Given that data science has been dubbed “the most promising” career by LinkedIn and the “greatest job in America” by Glassdoor, many in the industry find it difficult to comprehend how something as lucrative-sounding as data science can ever be considered dead. By definition, “Data science is the field of study that combines domain expertise, programming skills, and knowledge of mathematics and statistics to extract meaningful insights from data.”
So, until and unless we find a way to not use data itself, data science as a field is not going to be obsolete anytime soon. However, many believe that since a data scientist’s daily tasks are quantitative or statistical in nature, they can be automated, and there will not be a need for a data scientist in the future.
Domain expertise matters
The notion came from the fact that some tasks of data scientists like data cleansing, data visualisation and model building can be partially automated by autoML models. However, while the tools might be able to do the task efficiently, many do not focus on the part of “domain expertise” in the definition of data scientist.
Domain expertise refers to the extensive knowledge in a particular field which data scientists apply to their data science skills. So, even if a large part of the data pipeline and workflow is being automated, you still need a data scientist to translate the business problem, which is being solved into the correct format.
Furthermore, it is not easy to identify which data science model to apply based on the industry. Particularly when the industries differ so widely; a recommendation algorithm for the health industry would not be helpful for a video streaming platform.
Tina, a former data scientist at Meta, believes that the very unappreciated portion of a data scientists’ job is to apply correct context to a model. Talking about her experience at Meta, where she worked on Instagram’s integrity, she said, “There was a machine learning module which screened for content integrity and subsequently demonetised them if they broke the rules. My job, apart from getting the data from the model, was to determine what is even considered as breaking the rule.”
According to Tina, “The issue is that ML models can’t detect ‘unknown unknowns’, and if you can’t even measure something, how can you determine if it’s even breaking the rule? There is always a balance between free speech and integrity.”
As Dr Vaibhav Kumar, senior director for data science at the Association of Data Scientists (ADaSci), rightly iterates, “Data science is a field where only 50% of the potential has been realised.”

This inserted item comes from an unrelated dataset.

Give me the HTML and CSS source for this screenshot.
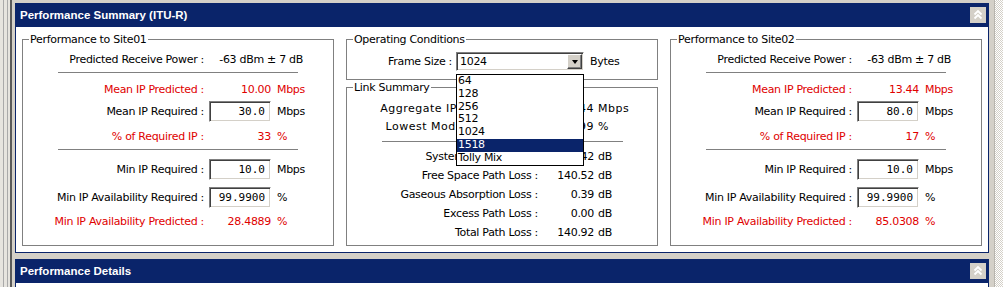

“The field, in my opinion, still needs a lot of work and is far from being over. Machine learning may be used in various tasks of the workflow, but data scientists are still required to determine what to do next. What do these results of the model mean? How do you determine if the model is even doing a good job? What’s the metric,” he asked AIM.
“There will always be a need for human assistance in the field of data science, which machine learning alone cannot provide,” said Dr Vaibhav.
So, is it dying?
The fear had surfaced a few years ago in the accounting sector when it was claimed that AI may replace accountants’ and auditors’ jobs. However, even if an AI programme can pretty much do everything an accountant can, you still need the expertise of the accountant for tax exemptions, credits, etc.

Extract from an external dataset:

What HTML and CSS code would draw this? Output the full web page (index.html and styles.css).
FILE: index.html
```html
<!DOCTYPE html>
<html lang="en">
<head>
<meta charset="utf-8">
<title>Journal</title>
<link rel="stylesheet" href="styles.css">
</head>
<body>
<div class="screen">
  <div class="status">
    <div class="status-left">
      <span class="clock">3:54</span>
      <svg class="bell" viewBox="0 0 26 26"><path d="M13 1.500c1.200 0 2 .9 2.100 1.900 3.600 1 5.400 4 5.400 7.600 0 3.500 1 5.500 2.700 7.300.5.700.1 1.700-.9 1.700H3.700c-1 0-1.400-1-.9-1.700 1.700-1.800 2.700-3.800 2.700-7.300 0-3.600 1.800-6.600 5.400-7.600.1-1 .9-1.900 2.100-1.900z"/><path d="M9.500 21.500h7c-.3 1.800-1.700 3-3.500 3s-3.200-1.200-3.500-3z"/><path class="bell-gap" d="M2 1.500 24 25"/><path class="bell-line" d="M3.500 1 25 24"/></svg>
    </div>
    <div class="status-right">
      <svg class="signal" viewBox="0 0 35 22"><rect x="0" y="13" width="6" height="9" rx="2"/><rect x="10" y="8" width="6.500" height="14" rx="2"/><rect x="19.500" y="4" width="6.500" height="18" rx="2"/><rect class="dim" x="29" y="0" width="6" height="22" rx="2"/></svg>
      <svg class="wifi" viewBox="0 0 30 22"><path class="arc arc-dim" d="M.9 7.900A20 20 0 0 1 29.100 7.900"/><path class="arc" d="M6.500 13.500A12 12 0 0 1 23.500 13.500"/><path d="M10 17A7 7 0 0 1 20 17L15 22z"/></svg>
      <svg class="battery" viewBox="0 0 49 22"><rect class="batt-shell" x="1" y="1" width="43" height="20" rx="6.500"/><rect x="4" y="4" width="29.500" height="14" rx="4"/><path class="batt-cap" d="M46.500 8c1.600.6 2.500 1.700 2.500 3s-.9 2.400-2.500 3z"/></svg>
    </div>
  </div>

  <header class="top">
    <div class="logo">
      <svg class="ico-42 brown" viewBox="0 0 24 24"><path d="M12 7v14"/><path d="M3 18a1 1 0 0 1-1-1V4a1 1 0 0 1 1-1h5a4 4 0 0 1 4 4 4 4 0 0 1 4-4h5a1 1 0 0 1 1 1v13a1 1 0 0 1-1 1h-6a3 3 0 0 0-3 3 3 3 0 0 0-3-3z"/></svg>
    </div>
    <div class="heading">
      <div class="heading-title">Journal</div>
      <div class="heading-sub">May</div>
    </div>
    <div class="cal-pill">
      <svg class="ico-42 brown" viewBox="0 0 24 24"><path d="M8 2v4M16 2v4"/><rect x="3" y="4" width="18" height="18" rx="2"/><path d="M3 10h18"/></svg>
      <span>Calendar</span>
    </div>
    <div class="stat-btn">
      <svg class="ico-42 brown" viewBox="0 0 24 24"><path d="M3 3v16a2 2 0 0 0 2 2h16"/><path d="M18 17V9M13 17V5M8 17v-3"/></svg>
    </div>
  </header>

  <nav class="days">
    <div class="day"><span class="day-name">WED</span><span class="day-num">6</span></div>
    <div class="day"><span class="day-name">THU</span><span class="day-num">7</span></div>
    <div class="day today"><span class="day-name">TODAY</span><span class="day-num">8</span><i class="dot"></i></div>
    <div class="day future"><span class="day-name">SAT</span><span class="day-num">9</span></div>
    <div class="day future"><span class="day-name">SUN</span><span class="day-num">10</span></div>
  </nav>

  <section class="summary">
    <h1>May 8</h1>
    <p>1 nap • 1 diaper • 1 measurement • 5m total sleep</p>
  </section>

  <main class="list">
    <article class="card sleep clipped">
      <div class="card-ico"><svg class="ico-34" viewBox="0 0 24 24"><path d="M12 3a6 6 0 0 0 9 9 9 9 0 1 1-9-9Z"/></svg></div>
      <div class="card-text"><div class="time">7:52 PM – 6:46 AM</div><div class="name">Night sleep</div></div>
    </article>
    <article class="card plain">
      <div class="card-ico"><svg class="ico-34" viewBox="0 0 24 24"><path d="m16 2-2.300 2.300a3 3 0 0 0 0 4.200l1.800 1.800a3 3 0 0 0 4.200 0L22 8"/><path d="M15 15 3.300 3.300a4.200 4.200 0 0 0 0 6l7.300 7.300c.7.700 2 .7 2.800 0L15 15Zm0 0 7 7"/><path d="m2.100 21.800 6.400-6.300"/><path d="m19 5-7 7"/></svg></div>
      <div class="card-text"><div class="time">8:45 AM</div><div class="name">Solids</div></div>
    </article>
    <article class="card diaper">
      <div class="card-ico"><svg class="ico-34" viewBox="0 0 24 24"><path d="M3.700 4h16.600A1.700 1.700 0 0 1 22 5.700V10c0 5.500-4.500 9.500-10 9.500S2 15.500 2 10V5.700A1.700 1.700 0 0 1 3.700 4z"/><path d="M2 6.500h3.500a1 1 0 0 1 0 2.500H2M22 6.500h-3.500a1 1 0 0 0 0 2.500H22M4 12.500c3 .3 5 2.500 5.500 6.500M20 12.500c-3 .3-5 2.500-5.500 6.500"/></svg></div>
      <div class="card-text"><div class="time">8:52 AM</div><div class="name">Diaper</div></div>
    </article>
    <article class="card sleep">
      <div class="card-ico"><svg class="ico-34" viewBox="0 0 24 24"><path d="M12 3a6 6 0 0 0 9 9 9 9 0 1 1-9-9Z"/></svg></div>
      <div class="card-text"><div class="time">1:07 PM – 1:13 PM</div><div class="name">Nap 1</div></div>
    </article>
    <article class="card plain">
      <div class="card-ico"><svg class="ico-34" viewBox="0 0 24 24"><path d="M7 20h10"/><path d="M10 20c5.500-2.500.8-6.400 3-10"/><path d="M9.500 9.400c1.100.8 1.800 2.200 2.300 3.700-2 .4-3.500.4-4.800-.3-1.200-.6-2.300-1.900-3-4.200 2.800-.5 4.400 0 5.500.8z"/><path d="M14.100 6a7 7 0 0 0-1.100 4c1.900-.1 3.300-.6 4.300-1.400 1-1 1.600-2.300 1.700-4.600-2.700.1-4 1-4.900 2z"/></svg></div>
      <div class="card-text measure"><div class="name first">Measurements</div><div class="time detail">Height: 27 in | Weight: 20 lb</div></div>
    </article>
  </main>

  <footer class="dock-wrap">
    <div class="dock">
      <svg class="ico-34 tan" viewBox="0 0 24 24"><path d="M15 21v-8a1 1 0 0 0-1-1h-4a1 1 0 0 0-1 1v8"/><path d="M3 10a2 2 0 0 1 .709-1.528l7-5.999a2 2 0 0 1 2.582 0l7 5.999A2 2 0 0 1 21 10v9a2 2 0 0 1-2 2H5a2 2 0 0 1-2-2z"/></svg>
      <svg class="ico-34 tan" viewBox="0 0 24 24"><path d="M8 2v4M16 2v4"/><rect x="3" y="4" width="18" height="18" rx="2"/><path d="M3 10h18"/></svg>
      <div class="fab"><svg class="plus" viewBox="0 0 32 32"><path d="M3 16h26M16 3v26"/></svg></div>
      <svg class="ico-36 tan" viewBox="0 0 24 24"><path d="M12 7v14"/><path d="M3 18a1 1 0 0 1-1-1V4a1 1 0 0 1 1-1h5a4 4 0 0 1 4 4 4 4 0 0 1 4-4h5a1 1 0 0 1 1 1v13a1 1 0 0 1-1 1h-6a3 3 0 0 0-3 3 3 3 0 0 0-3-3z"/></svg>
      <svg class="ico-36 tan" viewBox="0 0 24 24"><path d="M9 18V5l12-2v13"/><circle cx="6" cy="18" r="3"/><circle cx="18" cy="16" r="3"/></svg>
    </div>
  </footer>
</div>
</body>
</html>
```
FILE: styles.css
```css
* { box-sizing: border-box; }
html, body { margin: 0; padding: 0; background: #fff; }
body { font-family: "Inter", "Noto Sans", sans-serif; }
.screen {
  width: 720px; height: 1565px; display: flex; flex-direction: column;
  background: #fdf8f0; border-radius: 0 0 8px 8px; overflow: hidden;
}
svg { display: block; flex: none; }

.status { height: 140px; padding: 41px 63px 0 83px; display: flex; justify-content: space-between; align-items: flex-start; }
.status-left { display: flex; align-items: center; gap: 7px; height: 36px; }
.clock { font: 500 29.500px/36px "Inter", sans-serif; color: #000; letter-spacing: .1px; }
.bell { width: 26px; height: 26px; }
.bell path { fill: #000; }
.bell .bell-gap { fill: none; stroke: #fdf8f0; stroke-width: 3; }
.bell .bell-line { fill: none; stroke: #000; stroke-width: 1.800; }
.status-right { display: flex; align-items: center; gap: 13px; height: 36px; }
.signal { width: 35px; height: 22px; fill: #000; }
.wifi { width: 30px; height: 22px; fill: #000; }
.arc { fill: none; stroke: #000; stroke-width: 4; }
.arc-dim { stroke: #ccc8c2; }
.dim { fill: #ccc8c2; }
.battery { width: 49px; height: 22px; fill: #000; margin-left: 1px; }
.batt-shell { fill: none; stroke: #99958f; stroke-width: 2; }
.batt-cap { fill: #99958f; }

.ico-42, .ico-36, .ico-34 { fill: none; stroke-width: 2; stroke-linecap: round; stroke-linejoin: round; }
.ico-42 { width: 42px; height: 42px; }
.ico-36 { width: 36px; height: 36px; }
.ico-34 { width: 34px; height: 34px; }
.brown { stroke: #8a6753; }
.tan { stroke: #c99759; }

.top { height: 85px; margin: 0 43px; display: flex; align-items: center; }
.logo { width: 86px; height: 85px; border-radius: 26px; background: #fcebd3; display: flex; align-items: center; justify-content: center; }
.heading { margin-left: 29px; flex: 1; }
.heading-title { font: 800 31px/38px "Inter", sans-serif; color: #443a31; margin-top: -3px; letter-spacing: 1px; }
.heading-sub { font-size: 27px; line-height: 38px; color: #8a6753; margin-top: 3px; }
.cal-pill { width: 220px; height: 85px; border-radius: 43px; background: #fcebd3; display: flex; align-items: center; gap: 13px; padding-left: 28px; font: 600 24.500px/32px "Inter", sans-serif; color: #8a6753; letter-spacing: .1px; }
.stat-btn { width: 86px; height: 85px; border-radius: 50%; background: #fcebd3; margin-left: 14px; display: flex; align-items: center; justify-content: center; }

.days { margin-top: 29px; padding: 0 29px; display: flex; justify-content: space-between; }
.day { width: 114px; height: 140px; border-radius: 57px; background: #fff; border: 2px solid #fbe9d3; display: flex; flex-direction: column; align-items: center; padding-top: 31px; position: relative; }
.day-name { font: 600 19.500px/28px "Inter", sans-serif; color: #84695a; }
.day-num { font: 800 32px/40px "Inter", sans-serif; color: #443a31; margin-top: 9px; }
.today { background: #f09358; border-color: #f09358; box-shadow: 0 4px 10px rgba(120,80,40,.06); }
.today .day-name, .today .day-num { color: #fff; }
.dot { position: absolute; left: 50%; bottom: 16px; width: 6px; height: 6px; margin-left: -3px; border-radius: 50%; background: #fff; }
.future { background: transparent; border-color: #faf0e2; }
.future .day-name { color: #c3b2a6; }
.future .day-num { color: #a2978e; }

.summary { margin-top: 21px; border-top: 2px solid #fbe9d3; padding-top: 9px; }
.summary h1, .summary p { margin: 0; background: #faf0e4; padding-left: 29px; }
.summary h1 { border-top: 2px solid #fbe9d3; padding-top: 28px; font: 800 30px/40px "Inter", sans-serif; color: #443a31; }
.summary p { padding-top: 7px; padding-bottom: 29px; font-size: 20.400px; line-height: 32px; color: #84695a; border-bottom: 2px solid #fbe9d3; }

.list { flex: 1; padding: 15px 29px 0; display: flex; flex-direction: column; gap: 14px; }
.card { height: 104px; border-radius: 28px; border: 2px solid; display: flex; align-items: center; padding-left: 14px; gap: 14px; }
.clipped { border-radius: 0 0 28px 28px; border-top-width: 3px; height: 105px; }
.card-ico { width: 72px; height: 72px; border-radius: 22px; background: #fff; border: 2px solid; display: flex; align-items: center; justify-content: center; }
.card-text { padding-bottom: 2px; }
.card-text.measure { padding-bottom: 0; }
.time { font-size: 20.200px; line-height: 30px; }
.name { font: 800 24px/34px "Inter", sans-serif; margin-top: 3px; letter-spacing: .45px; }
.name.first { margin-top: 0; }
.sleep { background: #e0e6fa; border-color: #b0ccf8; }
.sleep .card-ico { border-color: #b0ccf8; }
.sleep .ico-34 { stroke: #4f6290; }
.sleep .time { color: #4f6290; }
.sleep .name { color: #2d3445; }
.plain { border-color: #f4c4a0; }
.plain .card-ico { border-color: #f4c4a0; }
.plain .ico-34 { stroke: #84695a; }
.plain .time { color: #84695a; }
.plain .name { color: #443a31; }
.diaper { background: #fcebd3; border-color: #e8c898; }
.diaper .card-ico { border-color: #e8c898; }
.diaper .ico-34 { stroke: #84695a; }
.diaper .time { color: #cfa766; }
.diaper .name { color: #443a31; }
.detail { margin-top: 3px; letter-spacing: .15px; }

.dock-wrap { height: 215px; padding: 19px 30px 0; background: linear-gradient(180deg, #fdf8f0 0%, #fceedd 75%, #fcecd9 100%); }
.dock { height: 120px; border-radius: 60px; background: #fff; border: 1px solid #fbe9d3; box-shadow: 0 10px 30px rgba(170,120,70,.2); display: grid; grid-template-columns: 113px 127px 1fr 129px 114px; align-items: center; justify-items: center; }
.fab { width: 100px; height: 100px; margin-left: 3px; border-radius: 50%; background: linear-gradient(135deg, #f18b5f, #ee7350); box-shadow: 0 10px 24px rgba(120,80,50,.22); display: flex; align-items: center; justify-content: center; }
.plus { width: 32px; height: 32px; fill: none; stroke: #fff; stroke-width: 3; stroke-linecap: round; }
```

In a similar vein, a data scientist may rely on the autoML models to collect, visualise, and clean data so they may concentrate more on business needs. Additionally, the demand for data scientists will only increase in the future as data science is still in its infancy in many conventional areas such as finance, healthcare, defence, and governance.
The funny part is that for AutoML data exploration to even occur, it needs data first, which is something that is gathered by a data scientist itself.